3. Season the Hash: Stir in the smoked paprika, cumin, salt, and black pepper. Add the potatoes back to the skillet and cook until warmed through.
4. Make the Oaty Thins: In a medium bowl, combine the oats, flour, baking powder, and salt. Gradually add the water while stirring until a dough forms.
5. Shape the Thins: Divide the dough into eight equal portions and shape them into thin discs.
6. Cook the Thins: Heat a lightly greased griddle or skillet over medium heat. Cook the oaty thins for 2-3 minutes per side, or until golden brown.

Serve and Enjoy:

Arrange the smoky mushroom potato hash on plates and top with the crispy oaty thins.

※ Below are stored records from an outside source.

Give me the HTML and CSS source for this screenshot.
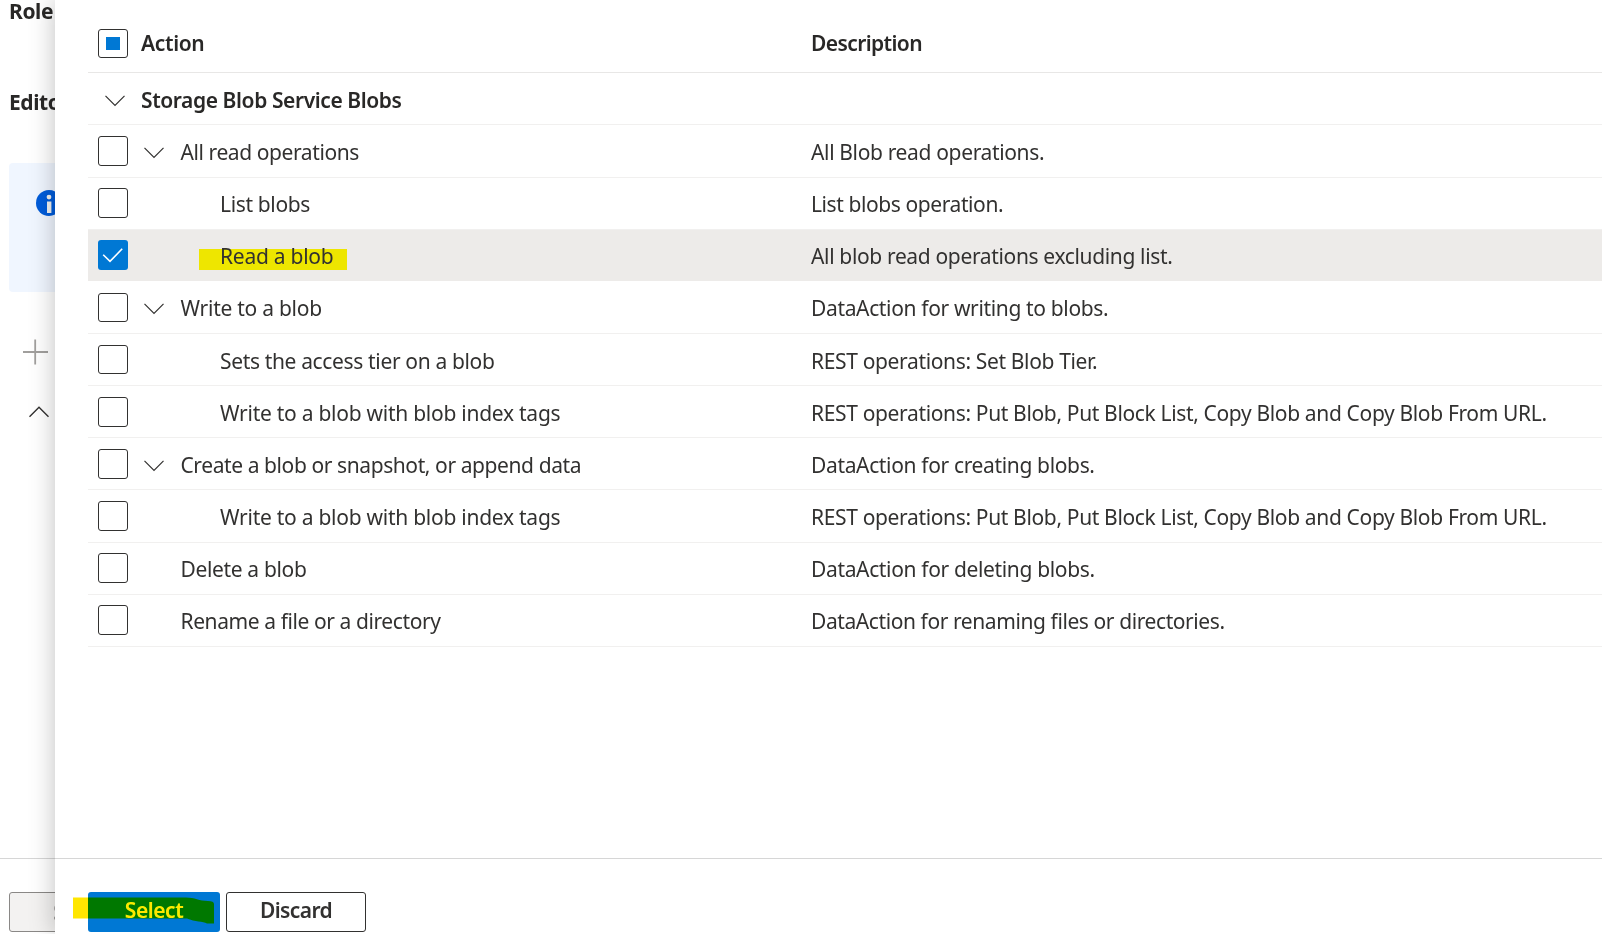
FILE: index.html
```html
<!DOCTYPE html>
<html lang="en">
<head>
<meta charset="utf-8">
<title>Add actions</title>
<link rel="stylesheet" href="styles.css">
</head>
<body>
<main class="page">
  <aside class="backdrop">
    <h2 class="backdrop-title role">Role</h2>
    <h2 class="backdrop-title editor">Editor</h2>
    <div class="info-box">
      <svg class="info-icon" width="26" height="26" viewBox="0 0 26 26"><circle cx="13" cy="13" r="13" fill="#015cda"/><circle cx="13" cy="7.1" r="2.4" fill="#f3f2f1"/><rect x="11" y="11.5" width="4.4" height="11.5" fill="#f3f2f1"/></svg>
    </div>
    <svg class="plus" width="26" height="26" viewBox="0 0 26 26"><path d="M12.2 .5V25.5M0 13H25" stroke="#a19f9d" stroke-width="1.8"/></svg>
    <svg class="chevron-up" width="20" height="12" viewBox="0 0 20 12"><path d="M.5 10.8 10 1.3 19.5 10.8" fill="none" stroke="#323130" stroke-width="1.4"/></svg>
    <footer class="backdrop-footer"><button class="save">Save</button></footer>
  </aside>
  <section class="panel">
    <div class="grid">
      <div class="row head"><span class="box partial"></span><span class="label bold l0">Action</span><span class="desc bold tightest">Description</span></div>
      <div class="row group"><svg class="chev first" viewBox="0 0 20 12"><path d="M.5 .9 10 10.4 19.5 .9"/></svg><span class="label bold l0 tight">Storage Blob Service Blobs</span></div>
      <div class="row tall"><span class="box"></span><svg class="chev" viewBox="0 0 20 12"><path d="M.5 .9 10 10.4 19.5 .9"/></svg><span class="label l1 tight">All read operations</span><span class="desc">All Blob read operations.</span></div>
      <div class="row high"><span class="box"></span><span class="label l2">List blobs</span><span class="desc tight">List blobs operation.</span></div>
      <div class="row high selected"><span class="box checked"><svg viewBox="0 0 30 30"><path d="M5.2 14.8 12 21.4 24.2 8.8"/></svg></span><span class="label l2 loose"><span class="mark">Read a blob</span></span><span class="desc">All blob read operations excluding list.</span></div>
      <div class="row raised"><span class="box short"></span><svg class="chev" viewBox="0 0 20 12"><path d="M.5 .9 10 10.4 19.5 .9"/></svg><span class="label l1 loose">Write to a blob</span><span class="desc">DataAction for writing to blobs.</span></div>
      <div class="row"><span class="box short"></span><span class="label l2">Sets the access tier on a blob</span><span class="desc">REST operations: Set Blob Tier.</span></div>
      <div class="row"><span class="box"></span><span class="label l2 loose">Write to a blob with blob index tags</span><span class="desc">REST operations: Put Blob, Put Block List, Copy Blob and Copy Blob From URL.</span></div>
      <div class="row"><span class="box"></span><svg class="chev" viewBox="0 0 20 12"><path d="M.5 .9 10 10.4 19.5 .9"/></svg><span class="label l1 tight">Create a blob or snapshot, or append data</span><span class="desc">DataAction for creating blobs.</span></div>
      <div class="row tall"><span class="box"></span><span class="label l2 loose">Write to a blob with blob index tags</span><span class="desc">REST operations: Put Blob, Put Block List, Copy Blob and Copy Blob From URL.</span></div>
      <div class="row high"><span class="box"></span><span class="label l1">Delete a blob</span><span class="desc">DataAction for deleting blobs.</span></div>
      <div class="row high"><span class="box"></span><span class="label l1 tight">Rename a file or a directory</span><span class="desc tight">DataAction for renaming files or directories.</span></div>
    </div>
    <footer class="panel-footer">
      <button class="btn primary">Select</button>
      <button class="btn tightest">Discard</button>
      <svg class="marker" width="142" height="28" viewBox="0 0 142 28"><path d="M0 .5H113C122 .5 126 4 135 4Q141 4 141 7V26.5H134C130 24 122 25 114 21.5H0Z" fill="#ffe600"/></svg>
    </footer>
  </section>
</main>
</body>
</html>
```
FILE: styles.css
```css
* { box-sizing: border-box; }
body {
  margin: 0;
  overflow: hidden;
  background: #fff;
  color: #323130;
  font-family: "Noto Sans", "Open Sans", sans-serif;
  font-size: 21px;
}
.page { display: flex; width: 1602px; height: 934px; }
.backdrop {
  display: flex;
  flex-direction: column;
  flex: none;
  width: 55px;
  overflow: hidden;
  padding-left: 9px;
  background: #fff;
}
.backdrop-title { margin: 0; font-size: 21px; line-height: 28px; font-weight: 700; letter-spacing: -0.4px; color: #292827; white-space: nowrap; }
.role { margin-top: -3px; }
.editor { margin-top: 63px; }
.info-box { width: 90px; height: 129px; margin-top: 47px; padding: 27px 0 0 27px; border-radius: 4px; background: #f0f6ff; }
.info-icon, .plus, .chevron-up { display: block; flex: none; }
.plus { margin: 47px 0 0 14px; }
.chevron-up { margin: 41px 0 0 19.5px; }
.backdrop-footer { flex: none; margin: auto 0 0 -9px; width: 120px; height: 76px; border-top: 1px solid #d6d6d6; padding: 33px 0 0 9px; }
.save { display: block; width: 130px; height: 40px; padding: 0 0 0 43px; border: 1px solid #8a8886; border-radius: 3px; background: #f3f2f1; color: #a19f9d; font: 600 21px "Noto Sans", sans-serif; text-align: left; }
.panel {
  position: relative;
  display: flex;
  flex-direction: column;
  flex: 1;
  min-width: 0;
  background: #fff;
  box-shadow: 0 0 24px rgba(0, 0, 0, 0.25);
}
.grid { margin-left: 33px; }
.row {
  display: flex;
  align-items: flex-start;
  height: 52px;
  padding: 11px 0 0 10px;
  border-bottom: 1px solid #f1f0ef;
}
.head { height: 73px; padding-top: 29px; border-color: #e8e7e6; }
.tall { height: 53px; }
.high { padding-top: 10px; }
.selected { background: #edebe9; background-clip: padding-box; border-color: #fff; }
.box { flex: none; width: 30px; height: 30px; border: 1px solid #323130; border-radius: 3px; background: #fff; }
.short, .partial { height: 29px; }
.partial { display: grid; place-items: center; }
.partial::before { content: ""; width: 14px; height: 13px; background: #0078d4; }
.checked { border: 0; background: #0078d4; }
.checked svg { display: block; }
.checked path { fill: none; stroke: #fff; stroke-width: 1.6; }
.chev { flex: none; width: 20px; height: 12px; margin: 11px -36px 0 16px; }
.chev path { fill: none; stroke: #323130; stroke-width: 1.2; }
.chev.first { margin: 11px 3px 0 7px; }
.raised .chev { margin-top: 10px; }
.label, .desc { padding-top: 1px; line-height: 30px; letter-spacing: -0.35px; white-space: nowrap; }
.label { flex: none; width: 683px; }
.head .label, .head .desc { margin-top: -1px; padding-top: 0; }
.raised .label, .raised .desc { padding-top: 0; }
.bold { font-weight: 600; color: #292827; }
.l0 { padding-left: 13px; }
.l1 { padding-left: 52.5px; }
.l2 { padding-left: 92px; }
.loose { letter-spacing: -0.26px; }
.tight { letter-spacing: -0.41px; }
.tightest { letter-spacing: -0.6px; }
.mark { position: relative; z-index: 0; }
.mark::before { content: ""; position: absolute; z-index: -1; left: -21px; top: 7px; width: 148px; height: 21px; background: #eee600; }
.panel-footer { position: relative; display: flex; gap: 6px; height: 76px; margin-top: auto; padding: 33px 0 0 33px; border-top: 1px solid #d6d6d6; }
.btn { width: 140px; height: 40px; padding: 0 0 5px; border: 1px solid #323130; border-radius: 3px; background: #fff; color: #323130; font: 600 21px "Noto Sans", sans-serif; }
.primary { width: 132px; border: 0; background: #0078d4; color: #fff; letter-spacing: -0.45px; }
.marker { position: absolute; left: 17.7px; top: 38px; mix-blend-mode: darken; }
```
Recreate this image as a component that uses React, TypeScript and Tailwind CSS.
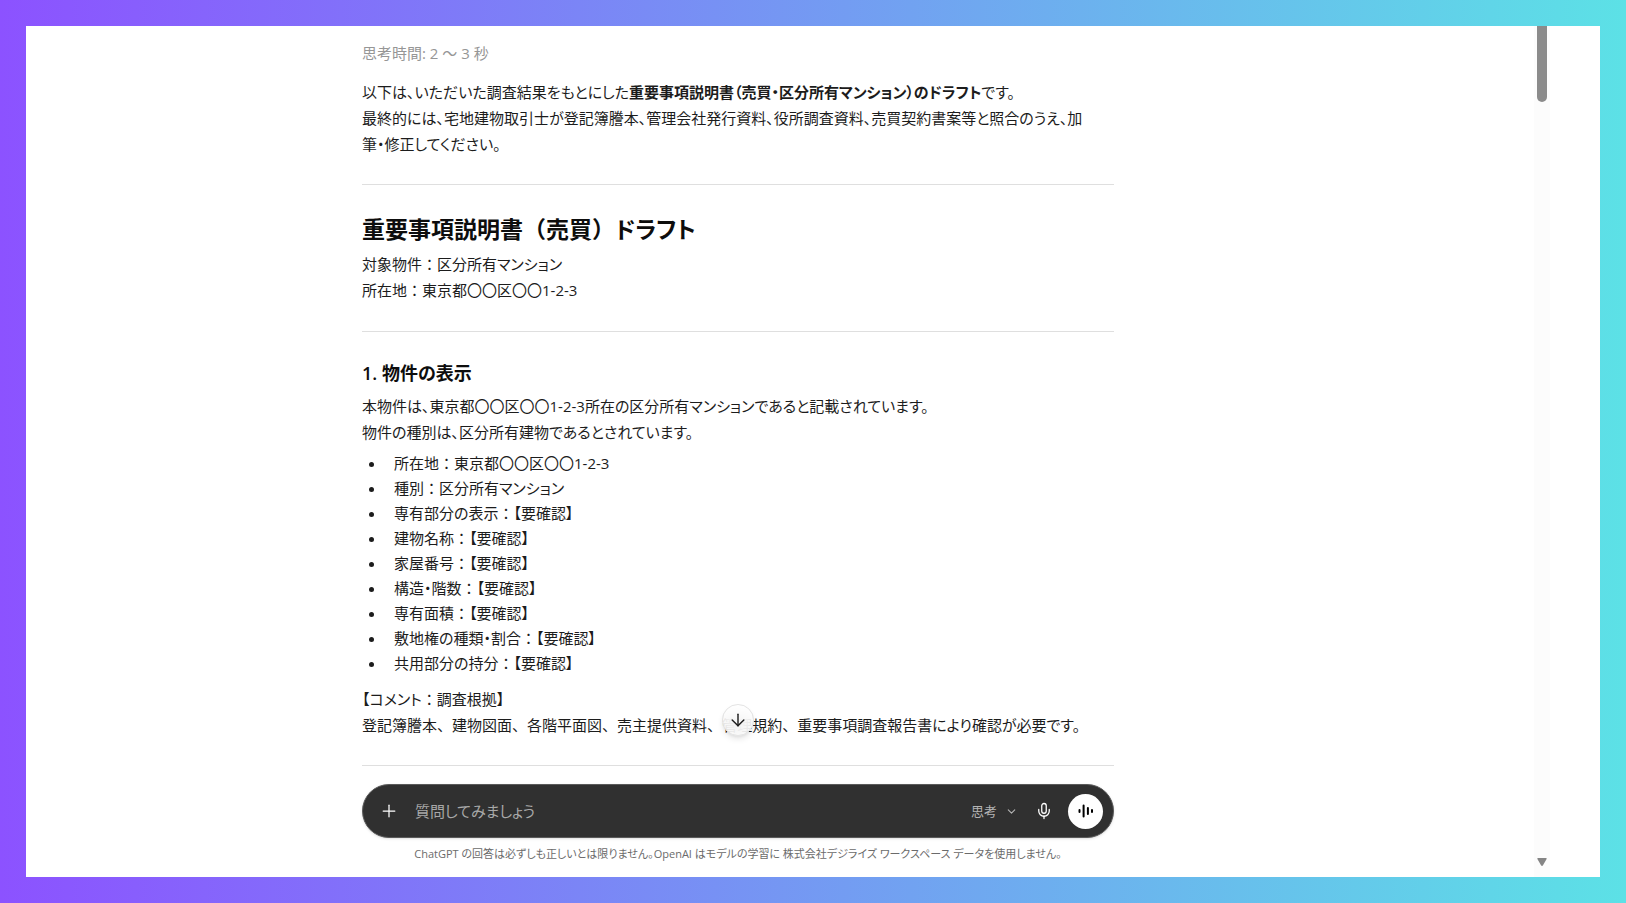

Dig in and savor this delectable and nutritious breakfast that will fuel your morning and leave you feeling satisfied.

Tips:

* For added smokiness, use smoked salt or paprika.
* Experiment with different types of mushrooms, such as oyster or button mushrooms.
* Serve with your favorite poached or fried eggs for a complete protein-packed breakfast.
* Leftover hash can be refrigerated for up to 3 days and reheated in a microwave or skillet.